Example: Setting the default_factory to int makes the defaultdict useful for counting

from collections import defaultdict

s = "mississippi"
d = defaultdict(int)

for k in s:
    d[k] += 1
>>> d.items()
dict_items([('m', 1), ('i', 4), ('s', 4), ('p', 2)])
  • When a letter is first encountered, it is missing from the mapping, so the default_factory function calls int() to supply a default count of zero.
  • The increment operation then builds up the count for each letter.

collections.ChainMap

  • Quickly links a number of mappings so they can be treated as a single unit. It is often much faster than creating a new dictionary and running multiple update() calls.

  • Is an updatable view over multiple dicts, and it behaves just like a normal dict (All of the usual dictionary methods are supported).

  • Can be used to simulate nested scopes and is useful in templating.

  • Use cases

    • Searching through multiple dictionaries

      Example:

      >>> toys = {'Blocks': 30, 'Monopoly': 20}
      >>> computers = {'iMac': 1000, 'Chromebook': 800, 'PC': 400}
      >>> clothing = {'Jeans': 40, 'T-Shirt': 10}
      
      >>> from collections import ChainMap
      >>> inventory = ChainMap(toys, computers, clothing)
      

      Test some normal dict operations:

      >>> inventory['Monopoly']
      20
      
      >>> inventory.get('Mario Bros.')
      None
      
      >>> inventory.pop('Blocks')
      200
      
      >>> inventory['Blocks']  
      # KeyError: 'Blocks'
      

      If we now add a toy to the toys dictionary, it will also be made available in the inventory. This is the updatable aspect of a ChainMap.

      >>> toys['Nintendo'] = 200
      >>> inventory['Nintendo']
      200
      

      A nice feature is that while in our example toys, computers and clothing are all in the same context (the interpreter), they could come from totally different modules or packages. This is because ChainMap stores the underlying dictionaries by reference.

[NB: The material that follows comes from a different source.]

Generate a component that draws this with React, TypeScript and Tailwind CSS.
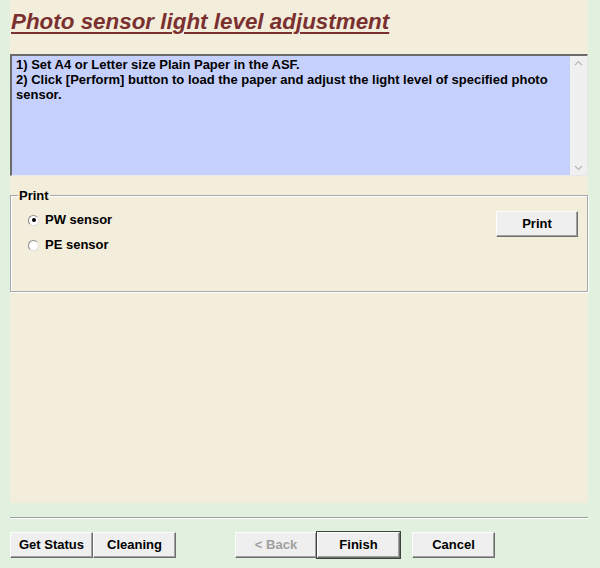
import React from "react";

function WinButton({ label, disabled, isDefault, className = "" }: { label: string; disabled?: boolean; isDefault?: boolean; className?: string }) {
  return (
    <button
      className={
        "h-[26px] bg-[#efefef] text-[13px] font-bold border border-t-[#fdfdfd] border-l-[#fdfdfd] border-r-[#6e6e6e] border-b-[#6e6e6e] shadow-[inset_-1px_-1px_0_#a0a0a0] " +
        (isDefault ? "outline outline-1 outline-[#404040] " : "") +
        (disabled ? "text-[#a0a0a0] " : "text-black ") +
        className
      }
    >
      {label}
    </button>
  );
}

function Radio({ checked, label }: { checked?: boolean; label: string }) {
  return (
    <label className="flex items-center gap-[6px] text-[13px] leading-[16px] font-bold text-black">
      <span className="w-[11px] h-[11px] rounded-full bg-white border border-[#8a8a8a] border-r-[#e0e0e0] border-b-[#e0e0e0] flex items-center justify-center">
        {checked && <span className="w-[4px] h-[4px] rounded-full bg-black" />}
      </span>
      {label}
    </label>
  );
}

export default function App() {
  return (
    <div className="w-[600px] h-[568px] bg-[#e2f0df] font-['Liberation_Sans',Arial,sans-serif] flex flex-col">
      <div className="mx-[10px] w-[578px] h-[503px] bg-[#f3eddb] flex flex-col">
        <h1 className="pl-[1px] pt-[8px] h-[46px] text-[22.4px] leading-[27px] font-bold italic underline decoration-[2px] underline-offset-[3px] text-[#7b3030]">
          Photo sensor light level adjustment
        </h1>
        <div className="mt-[8px] h-[122px] flex border border-t-[#6b6b6b] border-l-[#6b6b6b] border-r-[#e8e8e8] border-b-[#e8e8e8] border-t-2 border-l-2">
          <div className="flex-1 bg-[#c6d0fc] px-[4px] pt-[1px] text-[13px] leading-[15px] font-bold text-black">
            1) Set A4 or Letter size Plain Paper in the ASF.
            <br />
            2) Click [Perform] button to load the paper and adjust the light level of specified photo sensor.
          </div>
          <div className="w-[17px] bg-[#f0f0f0] flex flex-col justify-between items-center py-[4px] text-[#b8b8b8]">
            <svg width="9" height="6" viewBox="0 0 9 6"><path d="M1 5 L4.5 1.5 L8 5" fill="none" stroke="currentColor" strokeWidth="1.2" /></svg>
            <svg width="9" height="6" viewBox="0 0 9 6"><path d="M1 1 L4.5 4.5 L8 1" fill="none" stroke="currentColor" strokeWidth="1.2" /></svg>
          </div>
        </div>
        <fieldset className="mt-[12px] h-[104px] border border-[#a8a8a8] shadow-[inset_1px_1px_0_#ffffff,1px_1px_0_#ffffff] px-[17px] pt-[9px] flex justify-between">
          <legend className="ml-[-10px] px-[1px] text-[13px] font-bold text-black leading-[15px]">Print</legend>
          <div className="flex flex-col gap-[9px]">
            <Radio checked label="PW sensor" />
            <Radio label="PE sensor" />
          </div>
          <WinButton label="Print" className="w-[82px] mr-[-8px] mt-[-1px]" />
        </fieldset>
      </div>
      <div className="mx-[10px] mt-[14px] w-[578px] h-[2px] border-t border-[#9aa39a] border-b border-b-[#ffffff]" />
      <div className="mx-[10px] mt-[13px] flex">
        <WinButton label="Get Status" className="w-[83px]" />
        <WinButton label="Cleaning" className="w-[83px]" />
        <WinButton label="< Back" disabled className="w-[82px] ml-[59px]" />
        <WinButton label="Finish" isDefault className="w-[83px]" />
        <WinButton label="Cancel" className="w-[83px] ml-[12px]" />
      </div>
    </div>
  );
}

    • Providing a chain of default values

    • Performance-critical applications that frequently compute subsets of a dictionary

More see:

types.MappingProxyType

  • A wrapper around a standard dictionary that provides a read-only view into the wrapped dictionary’s data. It can be used to create immutable proxy versions of dictionaries.
  • Using MappingProxyType allows you to put these read-only restrictions in place without first having to create a full copy of the dictionary

Example

from types import MappingProxyType

writable = {"one": 1, "two": 2}
read_only = MappingProxyType(writable)
>>> read_only["one"]
1

The proxy is read-only. Trying to modify the proxy will cause an error:

>>> read_only["one"] = 23
---------------------------------------------------------------------------
TypeError                                 Traceback (most recent call last)
Cell In [19], line 1
----> 1 read_only["one"] = 23

TypeError: 'mappingproxy' object does not support item assignment

Updates to the original are reflected in the proxy:

>>> writable["one"] = 42
>>> read_only["one"]
42

Conclusion

If you’re looking for a general recommendation on which mapping type to use in your programs, it is recommended to use the built-in dict data type. It’s a versatile and optimized hash table implementation that’s built directly into the core language.

It is ONLY recommended that you use one of the other data types listed here if you have special requirements that go beyond what’s provided by dict.